[Part of a data file]
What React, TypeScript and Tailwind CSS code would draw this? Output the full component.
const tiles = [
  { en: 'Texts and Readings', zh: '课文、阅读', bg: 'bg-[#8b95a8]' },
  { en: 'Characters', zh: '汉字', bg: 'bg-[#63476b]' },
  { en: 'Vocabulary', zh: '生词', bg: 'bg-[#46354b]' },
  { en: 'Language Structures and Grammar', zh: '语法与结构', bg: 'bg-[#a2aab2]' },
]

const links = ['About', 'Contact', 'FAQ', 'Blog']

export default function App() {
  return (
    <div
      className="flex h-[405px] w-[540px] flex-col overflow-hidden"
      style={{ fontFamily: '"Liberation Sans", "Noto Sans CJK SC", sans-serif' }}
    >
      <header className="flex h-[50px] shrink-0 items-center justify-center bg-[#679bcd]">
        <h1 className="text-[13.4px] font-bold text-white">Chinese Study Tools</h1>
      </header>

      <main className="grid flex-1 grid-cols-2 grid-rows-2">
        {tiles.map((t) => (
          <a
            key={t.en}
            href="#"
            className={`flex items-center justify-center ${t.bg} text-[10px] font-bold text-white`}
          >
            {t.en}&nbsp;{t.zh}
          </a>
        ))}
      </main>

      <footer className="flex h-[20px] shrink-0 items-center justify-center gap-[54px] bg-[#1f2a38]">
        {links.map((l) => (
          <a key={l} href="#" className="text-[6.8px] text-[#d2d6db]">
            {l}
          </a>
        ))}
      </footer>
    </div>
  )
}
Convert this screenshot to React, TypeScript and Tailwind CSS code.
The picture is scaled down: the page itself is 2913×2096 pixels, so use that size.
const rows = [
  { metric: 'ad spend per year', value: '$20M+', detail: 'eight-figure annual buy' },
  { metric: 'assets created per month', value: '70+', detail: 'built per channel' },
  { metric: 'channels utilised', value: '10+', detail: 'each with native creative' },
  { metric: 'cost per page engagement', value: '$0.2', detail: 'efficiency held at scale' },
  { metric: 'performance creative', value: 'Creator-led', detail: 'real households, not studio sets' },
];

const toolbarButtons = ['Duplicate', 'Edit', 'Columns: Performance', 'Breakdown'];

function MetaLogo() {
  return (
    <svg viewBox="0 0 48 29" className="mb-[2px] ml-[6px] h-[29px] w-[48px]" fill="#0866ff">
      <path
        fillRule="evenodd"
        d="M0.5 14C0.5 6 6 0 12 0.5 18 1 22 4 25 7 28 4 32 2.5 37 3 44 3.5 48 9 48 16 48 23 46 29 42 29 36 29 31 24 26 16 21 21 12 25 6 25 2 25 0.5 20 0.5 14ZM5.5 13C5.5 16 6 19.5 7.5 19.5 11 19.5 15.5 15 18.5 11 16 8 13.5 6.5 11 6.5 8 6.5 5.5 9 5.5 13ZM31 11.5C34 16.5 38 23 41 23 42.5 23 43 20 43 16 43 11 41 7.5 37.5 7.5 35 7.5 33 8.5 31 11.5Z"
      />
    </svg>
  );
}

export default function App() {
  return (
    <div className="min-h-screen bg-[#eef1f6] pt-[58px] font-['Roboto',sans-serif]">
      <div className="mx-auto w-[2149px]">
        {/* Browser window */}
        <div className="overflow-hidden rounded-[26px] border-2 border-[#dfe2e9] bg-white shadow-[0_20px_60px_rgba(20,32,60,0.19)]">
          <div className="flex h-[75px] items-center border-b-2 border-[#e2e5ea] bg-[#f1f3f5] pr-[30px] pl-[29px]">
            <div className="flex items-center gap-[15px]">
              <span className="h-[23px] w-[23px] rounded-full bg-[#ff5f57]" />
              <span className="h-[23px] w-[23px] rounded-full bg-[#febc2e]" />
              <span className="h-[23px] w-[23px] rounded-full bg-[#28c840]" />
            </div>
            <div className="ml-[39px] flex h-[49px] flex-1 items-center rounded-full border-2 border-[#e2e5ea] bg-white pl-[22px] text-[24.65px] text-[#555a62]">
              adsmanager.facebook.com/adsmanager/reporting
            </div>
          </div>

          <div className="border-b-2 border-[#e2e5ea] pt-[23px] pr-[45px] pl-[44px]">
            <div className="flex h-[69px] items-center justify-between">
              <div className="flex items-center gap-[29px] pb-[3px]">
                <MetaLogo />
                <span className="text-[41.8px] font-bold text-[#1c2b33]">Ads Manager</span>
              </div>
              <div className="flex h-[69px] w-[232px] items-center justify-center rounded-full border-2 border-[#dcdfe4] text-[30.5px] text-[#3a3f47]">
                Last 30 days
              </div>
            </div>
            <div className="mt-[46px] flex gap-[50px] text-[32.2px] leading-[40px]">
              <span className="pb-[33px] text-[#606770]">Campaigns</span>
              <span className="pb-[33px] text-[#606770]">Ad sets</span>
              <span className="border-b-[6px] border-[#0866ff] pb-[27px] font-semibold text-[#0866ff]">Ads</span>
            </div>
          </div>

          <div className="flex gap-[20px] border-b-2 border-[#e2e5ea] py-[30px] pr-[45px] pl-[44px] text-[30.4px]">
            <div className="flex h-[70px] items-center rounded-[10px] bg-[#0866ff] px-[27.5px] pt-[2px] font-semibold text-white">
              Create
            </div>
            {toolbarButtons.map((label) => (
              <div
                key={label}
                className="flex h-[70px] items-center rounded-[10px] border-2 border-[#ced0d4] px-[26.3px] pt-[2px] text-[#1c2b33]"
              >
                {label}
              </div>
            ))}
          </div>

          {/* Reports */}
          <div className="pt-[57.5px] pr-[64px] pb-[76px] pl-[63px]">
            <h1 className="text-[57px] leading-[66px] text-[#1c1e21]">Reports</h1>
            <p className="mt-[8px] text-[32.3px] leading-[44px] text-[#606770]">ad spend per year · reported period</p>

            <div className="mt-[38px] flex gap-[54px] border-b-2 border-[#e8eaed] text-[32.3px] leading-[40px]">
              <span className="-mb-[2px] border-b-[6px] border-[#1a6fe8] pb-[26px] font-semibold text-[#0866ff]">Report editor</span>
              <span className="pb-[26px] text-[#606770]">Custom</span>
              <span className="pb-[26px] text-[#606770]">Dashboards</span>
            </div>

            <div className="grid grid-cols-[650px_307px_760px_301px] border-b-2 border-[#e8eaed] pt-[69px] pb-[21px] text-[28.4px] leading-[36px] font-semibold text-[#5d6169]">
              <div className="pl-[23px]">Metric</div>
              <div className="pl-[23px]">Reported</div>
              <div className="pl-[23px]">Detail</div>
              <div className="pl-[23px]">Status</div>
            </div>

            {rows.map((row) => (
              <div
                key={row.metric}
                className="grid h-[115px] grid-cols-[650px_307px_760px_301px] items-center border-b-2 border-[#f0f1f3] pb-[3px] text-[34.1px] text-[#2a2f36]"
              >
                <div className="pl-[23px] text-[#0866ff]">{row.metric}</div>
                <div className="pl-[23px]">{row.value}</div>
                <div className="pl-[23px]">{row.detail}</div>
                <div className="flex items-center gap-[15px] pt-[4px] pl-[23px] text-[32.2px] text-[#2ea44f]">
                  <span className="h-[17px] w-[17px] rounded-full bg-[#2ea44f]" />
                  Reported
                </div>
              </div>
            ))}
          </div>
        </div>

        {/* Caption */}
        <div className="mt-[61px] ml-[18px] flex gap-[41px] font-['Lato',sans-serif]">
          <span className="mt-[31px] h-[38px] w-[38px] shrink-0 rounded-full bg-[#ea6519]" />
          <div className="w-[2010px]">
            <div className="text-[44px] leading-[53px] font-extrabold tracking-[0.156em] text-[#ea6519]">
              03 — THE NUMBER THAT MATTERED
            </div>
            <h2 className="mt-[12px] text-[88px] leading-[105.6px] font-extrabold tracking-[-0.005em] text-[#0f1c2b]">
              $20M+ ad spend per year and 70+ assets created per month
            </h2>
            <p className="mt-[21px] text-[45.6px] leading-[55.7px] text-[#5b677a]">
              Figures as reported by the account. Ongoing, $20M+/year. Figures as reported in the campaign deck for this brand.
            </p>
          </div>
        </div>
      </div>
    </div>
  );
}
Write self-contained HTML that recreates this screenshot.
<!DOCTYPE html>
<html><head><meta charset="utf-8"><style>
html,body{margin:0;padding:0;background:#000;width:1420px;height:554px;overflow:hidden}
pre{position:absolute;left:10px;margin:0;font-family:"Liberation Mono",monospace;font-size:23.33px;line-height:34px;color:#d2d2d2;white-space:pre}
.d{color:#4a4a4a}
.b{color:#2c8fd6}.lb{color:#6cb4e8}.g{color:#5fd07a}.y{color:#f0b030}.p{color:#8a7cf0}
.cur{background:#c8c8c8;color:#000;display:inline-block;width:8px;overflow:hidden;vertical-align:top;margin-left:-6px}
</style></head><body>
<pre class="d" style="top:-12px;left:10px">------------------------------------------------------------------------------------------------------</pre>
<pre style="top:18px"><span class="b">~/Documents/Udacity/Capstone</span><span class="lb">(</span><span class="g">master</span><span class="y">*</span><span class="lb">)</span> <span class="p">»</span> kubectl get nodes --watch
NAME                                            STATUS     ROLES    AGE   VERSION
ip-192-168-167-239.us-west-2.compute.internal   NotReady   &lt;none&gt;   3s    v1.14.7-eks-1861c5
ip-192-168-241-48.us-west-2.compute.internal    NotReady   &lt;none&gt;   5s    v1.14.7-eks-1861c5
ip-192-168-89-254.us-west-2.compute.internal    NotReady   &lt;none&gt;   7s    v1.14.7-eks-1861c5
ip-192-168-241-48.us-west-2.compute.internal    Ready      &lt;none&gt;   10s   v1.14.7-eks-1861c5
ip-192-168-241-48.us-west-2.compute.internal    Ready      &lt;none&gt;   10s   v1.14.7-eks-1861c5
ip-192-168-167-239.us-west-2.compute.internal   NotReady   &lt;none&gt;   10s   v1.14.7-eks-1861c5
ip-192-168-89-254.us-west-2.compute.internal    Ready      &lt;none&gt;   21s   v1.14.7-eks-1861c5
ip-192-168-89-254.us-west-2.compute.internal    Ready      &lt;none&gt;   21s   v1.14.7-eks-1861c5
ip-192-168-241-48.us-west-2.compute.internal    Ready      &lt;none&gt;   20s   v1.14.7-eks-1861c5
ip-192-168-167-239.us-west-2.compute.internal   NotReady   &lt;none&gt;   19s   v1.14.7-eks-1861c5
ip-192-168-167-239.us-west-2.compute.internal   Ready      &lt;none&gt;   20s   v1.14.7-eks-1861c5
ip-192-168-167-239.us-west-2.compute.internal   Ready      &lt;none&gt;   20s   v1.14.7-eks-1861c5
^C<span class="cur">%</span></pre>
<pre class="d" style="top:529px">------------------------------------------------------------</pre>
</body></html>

TASK DETAILS
Everything from the first line of the material through the line containing "Convert this screenshot" is to be printed exactly; lines after that are to be left out.

WORKED SOLUTION
What React, TypeScript and Tailwind CSS code would draw this? Output the full component.
const tiles = [
  { en: 'Texts and Readings', zh: '课文、阅读', bg: 'bg-[#8b95a8]' },
  { en: 'Characters', zh: '汉字', bg: 'bg-[#63476b]' },
  { en: 'Vocabulary', zh: '生词', bg: 'bg-[#46354b]' },
  { en: 'Language Structures and Grammar', zh: '语法与结构', bg: 'bg-[#a2aab2]' },
]

const links = ['About', 'Contact', 'FAQ', 'Blog']

export default function App() {
  return (
    <div
      className="flex h-[405px] w-[540px] flex-col overflow-hidden"
      style={{ fontFamily: '"Liberation Sans", "Noto Sans CJK SC", sans-serif' }}
    >
      <header className="flex h-[50px] shrink-0 items-center justify-center bg-[#679bcd]">
        <h1 className="text-[13.4px] font-bold text-white">Chinese Study Tools</h1>
      </header>

      <main className="grid flex-1 grid-cols-2 grid-rows-2">
        {tiles.map((t) => (
          <a
            key={t.en}
            href="#"
            className={`flex items-center justify-center ${t.bg} text-[10px] font-bold text-white`}
          >
            {t.en}&nbsp;{t.zh}
          </a>
        ))}
      </main>

      <footer className="flex h-[20px] shrink-0 items-center justify-center gap-[54px] bg-[#1f2a38]">
        {links.map((l) => (
          <a key={l} href="#" className="text-[6.8px] text-[#d2d6db]">
            {l}
          </a>
        ))}
      </footer>
    </div>
  )
}
Convert this screenshot to React, TypeScript and Tailwind CSS code.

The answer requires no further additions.